--- BEGIN Task input ---

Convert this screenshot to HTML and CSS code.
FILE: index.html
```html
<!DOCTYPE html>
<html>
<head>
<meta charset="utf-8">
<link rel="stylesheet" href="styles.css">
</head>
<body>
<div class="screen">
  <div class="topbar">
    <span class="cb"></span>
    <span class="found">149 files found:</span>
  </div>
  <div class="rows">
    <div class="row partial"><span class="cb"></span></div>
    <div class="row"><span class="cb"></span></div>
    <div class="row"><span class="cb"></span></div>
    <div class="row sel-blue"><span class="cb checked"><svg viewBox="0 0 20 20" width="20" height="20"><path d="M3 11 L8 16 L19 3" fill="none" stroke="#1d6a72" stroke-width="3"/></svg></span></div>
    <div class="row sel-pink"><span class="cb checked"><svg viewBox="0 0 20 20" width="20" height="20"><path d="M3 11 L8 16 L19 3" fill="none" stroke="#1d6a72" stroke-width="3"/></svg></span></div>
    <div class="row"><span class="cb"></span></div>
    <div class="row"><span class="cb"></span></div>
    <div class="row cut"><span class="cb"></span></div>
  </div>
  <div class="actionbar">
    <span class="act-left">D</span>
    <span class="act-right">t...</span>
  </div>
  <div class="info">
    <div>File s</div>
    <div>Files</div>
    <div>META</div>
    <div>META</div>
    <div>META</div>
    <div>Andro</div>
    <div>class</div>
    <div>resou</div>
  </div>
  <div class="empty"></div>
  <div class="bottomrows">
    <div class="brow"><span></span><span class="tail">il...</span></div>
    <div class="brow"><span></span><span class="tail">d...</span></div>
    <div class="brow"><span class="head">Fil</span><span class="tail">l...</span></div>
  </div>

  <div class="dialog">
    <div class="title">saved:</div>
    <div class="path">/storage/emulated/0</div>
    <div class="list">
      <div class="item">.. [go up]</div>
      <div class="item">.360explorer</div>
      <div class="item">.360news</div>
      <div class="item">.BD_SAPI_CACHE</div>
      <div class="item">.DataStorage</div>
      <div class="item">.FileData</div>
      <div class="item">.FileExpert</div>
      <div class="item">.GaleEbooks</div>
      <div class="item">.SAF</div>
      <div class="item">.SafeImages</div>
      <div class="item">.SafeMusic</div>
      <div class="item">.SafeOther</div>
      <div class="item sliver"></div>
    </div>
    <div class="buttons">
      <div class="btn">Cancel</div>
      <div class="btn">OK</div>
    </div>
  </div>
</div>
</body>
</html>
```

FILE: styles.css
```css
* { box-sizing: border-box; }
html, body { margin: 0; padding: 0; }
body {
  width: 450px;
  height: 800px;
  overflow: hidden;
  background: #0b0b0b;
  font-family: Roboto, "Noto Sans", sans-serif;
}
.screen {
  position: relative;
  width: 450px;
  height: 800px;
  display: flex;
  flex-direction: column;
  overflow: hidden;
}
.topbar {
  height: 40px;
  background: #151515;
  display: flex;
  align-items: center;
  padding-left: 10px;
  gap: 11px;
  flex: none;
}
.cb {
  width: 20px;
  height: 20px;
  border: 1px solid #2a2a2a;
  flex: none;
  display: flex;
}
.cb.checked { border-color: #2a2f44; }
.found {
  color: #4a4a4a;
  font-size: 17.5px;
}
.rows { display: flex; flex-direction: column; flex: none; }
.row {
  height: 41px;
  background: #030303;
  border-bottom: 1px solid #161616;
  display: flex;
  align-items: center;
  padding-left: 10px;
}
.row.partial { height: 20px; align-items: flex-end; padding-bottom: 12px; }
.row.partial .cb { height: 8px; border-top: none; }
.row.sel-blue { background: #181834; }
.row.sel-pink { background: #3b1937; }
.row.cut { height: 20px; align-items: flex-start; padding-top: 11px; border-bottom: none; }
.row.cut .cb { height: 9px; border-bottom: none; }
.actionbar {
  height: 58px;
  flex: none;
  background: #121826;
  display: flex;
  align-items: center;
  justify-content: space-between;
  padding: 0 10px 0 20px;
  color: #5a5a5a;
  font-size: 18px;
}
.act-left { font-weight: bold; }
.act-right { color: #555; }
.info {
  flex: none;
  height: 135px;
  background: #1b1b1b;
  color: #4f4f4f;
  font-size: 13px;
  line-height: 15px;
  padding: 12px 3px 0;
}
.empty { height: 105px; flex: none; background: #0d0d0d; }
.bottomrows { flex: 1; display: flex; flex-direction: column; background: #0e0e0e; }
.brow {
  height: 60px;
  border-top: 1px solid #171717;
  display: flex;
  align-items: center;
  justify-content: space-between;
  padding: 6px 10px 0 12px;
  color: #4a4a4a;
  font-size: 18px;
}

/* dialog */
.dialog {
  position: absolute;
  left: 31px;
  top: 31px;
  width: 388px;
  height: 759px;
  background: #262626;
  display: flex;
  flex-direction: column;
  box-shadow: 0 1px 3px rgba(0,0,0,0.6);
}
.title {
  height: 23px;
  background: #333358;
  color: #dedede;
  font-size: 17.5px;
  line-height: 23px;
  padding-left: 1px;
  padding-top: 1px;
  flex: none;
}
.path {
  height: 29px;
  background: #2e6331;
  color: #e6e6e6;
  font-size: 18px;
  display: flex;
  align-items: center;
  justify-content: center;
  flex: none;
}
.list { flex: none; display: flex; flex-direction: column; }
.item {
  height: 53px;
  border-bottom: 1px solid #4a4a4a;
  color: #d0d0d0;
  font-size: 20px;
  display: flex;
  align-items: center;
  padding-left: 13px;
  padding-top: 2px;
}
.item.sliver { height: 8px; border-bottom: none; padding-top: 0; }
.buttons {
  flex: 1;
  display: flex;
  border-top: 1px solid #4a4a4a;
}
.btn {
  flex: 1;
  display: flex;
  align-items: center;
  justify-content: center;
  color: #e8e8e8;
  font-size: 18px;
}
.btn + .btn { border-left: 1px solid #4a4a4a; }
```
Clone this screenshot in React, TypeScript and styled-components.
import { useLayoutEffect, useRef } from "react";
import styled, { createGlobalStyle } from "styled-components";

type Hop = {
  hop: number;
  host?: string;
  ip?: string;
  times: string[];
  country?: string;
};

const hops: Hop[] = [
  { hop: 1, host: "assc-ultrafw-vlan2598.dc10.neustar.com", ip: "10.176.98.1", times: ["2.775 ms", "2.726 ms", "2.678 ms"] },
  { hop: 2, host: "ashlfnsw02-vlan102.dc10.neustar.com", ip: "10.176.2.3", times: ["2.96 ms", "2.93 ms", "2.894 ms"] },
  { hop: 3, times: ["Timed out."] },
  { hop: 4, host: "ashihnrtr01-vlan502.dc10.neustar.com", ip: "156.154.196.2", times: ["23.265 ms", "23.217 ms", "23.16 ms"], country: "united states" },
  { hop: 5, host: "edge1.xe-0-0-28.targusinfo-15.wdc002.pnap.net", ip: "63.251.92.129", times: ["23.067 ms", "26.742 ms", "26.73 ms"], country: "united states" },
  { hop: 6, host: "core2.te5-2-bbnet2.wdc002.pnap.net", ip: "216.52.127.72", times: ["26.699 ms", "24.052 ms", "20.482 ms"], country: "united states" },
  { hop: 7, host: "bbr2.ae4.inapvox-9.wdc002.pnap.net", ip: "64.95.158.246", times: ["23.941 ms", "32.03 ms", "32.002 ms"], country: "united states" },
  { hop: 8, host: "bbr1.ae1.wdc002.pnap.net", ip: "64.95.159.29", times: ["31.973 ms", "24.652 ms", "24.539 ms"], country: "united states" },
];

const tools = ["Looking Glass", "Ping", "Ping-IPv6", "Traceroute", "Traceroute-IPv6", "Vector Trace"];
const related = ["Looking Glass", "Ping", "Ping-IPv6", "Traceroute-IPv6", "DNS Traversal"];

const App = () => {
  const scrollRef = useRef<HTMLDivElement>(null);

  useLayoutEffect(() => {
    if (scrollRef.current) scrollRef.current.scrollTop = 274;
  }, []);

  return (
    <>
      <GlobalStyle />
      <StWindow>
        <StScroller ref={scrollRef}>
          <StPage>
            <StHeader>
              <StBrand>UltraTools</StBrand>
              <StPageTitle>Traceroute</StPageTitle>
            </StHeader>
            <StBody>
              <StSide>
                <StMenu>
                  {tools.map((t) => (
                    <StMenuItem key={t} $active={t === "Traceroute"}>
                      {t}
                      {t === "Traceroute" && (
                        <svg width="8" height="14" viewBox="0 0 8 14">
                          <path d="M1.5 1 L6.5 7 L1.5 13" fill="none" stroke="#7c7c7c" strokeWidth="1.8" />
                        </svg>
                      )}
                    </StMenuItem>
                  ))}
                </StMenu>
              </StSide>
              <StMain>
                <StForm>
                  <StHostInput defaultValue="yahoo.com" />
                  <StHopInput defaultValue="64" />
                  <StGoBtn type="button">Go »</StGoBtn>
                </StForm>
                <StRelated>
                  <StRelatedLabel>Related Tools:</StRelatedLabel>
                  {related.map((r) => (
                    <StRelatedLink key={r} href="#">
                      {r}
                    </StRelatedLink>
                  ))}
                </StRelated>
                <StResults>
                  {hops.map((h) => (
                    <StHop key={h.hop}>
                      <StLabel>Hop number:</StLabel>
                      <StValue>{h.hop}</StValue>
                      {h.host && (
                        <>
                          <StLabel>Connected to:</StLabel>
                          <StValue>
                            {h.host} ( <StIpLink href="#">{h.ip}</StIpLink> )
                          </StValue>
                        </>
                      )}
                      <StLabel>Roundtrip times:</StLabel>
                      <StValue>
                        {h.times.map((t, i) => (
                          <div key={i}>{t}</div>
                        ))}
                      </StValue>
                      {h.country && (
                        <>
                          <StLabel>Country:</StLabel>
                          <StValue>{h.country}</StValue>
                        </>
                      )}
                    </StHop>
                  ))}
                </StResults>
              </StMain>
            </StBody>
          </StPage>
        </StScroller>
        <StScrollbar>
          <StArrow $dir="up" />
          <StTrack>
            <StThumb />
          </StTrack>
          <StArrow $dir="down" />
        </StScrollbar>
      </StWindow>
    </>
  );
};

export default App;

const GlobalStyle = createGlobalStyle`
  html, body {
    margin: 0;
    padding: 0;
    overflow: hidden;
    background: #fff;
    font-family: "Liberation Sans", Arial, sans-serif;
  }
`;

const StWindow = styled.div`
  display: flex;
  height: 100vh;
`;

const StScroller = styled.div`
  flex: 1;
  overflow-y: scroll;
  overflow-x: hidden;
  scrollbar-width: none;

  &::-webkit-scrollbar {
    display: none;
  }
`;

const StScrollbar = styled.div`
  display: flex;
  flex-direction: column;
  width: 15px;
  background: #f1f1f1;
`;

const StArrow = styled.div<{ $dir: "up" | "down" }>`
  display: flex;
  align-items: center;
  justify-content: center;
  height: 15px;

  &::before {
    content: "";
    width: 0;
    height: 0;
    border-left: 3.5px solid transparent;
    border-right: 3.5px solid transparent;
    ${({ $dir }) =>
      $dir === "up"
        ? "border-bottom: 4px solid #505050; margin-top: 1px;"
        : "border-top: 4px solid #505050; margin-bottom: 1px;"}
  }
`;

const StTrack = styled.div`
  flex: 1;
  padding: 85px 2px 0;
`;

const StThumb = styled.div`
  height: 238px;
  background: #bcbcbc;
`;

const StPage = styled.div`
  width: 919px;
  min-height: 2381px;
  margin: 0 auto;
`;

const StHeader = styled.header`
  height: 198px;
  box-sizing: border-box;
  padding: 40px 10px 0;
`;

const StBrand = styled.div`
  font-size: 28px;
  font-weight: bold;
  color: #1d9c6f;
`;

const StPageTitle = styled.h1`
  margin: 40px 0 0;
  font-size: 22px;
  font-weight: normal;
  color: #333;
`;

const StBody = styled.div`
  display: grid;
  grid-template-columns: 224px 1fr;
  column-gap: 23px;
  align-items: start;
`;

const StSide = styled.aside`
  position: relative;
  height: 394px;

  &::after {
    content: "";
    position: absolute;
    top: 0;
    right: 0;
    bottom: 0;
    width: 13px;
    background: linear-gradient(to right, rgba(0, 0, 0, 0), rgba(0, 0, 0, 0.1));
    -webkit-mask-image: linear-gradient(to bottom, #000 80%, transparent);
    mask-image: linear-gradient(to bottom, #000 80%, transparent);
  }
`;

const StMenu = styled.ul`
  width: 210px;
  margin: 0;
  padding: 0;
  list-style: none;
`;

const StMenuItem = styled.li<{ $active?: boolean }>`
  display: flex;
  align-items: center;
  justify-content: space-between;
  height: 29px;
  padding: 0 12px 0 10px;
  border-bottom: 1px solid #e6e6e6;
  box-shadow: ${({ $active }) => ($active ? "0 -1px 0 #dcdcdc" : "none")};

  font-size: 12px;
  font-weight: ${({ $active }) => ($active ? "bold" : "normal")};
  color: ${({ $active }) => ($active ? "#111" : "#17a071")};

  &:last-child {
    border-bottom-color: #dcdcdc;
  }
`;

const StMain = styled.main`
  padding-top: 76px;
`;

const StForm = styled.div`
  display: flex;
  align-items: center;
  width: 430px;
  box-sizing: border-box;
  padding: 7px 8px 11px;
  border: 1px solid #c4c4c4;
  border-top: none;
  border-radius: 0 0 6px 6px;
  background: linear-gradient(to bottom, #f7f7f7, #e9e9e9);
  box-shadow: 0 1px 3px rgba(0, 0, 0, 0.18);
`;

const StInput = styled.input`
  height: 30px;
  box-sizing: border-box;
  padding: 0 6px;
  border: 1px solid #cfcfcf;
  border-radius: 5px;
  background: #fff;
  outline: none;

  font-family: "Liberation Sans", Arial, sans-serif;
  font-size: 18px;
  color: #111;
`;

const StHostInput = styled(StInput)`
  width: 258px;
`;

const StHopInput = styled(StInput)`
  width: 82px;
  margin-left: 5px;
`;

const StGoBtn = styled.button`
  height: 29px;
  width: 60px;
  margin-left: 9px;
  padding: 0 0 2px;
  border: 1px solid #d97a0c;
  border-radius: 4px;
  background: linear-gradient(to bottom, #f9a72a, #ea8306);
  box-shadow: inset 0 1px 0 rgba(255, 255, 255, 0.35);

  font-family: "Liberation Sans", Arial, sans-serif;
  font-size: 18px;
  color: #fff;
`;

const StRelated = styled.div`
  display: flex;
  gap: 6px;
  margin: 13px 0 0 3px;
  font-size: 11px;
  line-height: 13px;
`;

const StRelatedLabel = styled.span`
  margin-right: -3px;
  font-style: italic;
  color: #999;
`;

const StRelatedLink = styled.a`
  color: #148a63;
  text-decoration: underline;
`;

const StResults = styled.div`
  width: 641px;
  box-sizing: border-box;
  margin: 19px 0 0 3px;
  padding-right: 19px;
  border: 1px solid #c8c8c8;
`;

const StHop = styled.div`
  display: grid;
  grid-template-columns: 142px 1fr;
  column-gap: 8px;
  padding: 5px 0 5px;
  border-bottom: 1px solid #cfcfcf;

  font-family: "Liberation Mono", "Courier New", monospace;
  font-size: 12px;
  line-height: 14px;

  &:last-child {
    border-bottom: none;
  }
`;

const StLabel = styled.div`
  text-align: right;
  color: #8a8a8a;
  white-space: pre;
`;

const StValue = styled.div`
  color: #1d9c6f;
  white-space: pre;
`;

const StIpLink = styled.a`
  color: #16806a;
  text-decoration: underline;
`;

--- END Task input ---

In the records above, find each line with the word "this" and copy it.

Convert this screenshot to HTML and CSS code.
Clone this screenshot in React, TypeScript and styled-components.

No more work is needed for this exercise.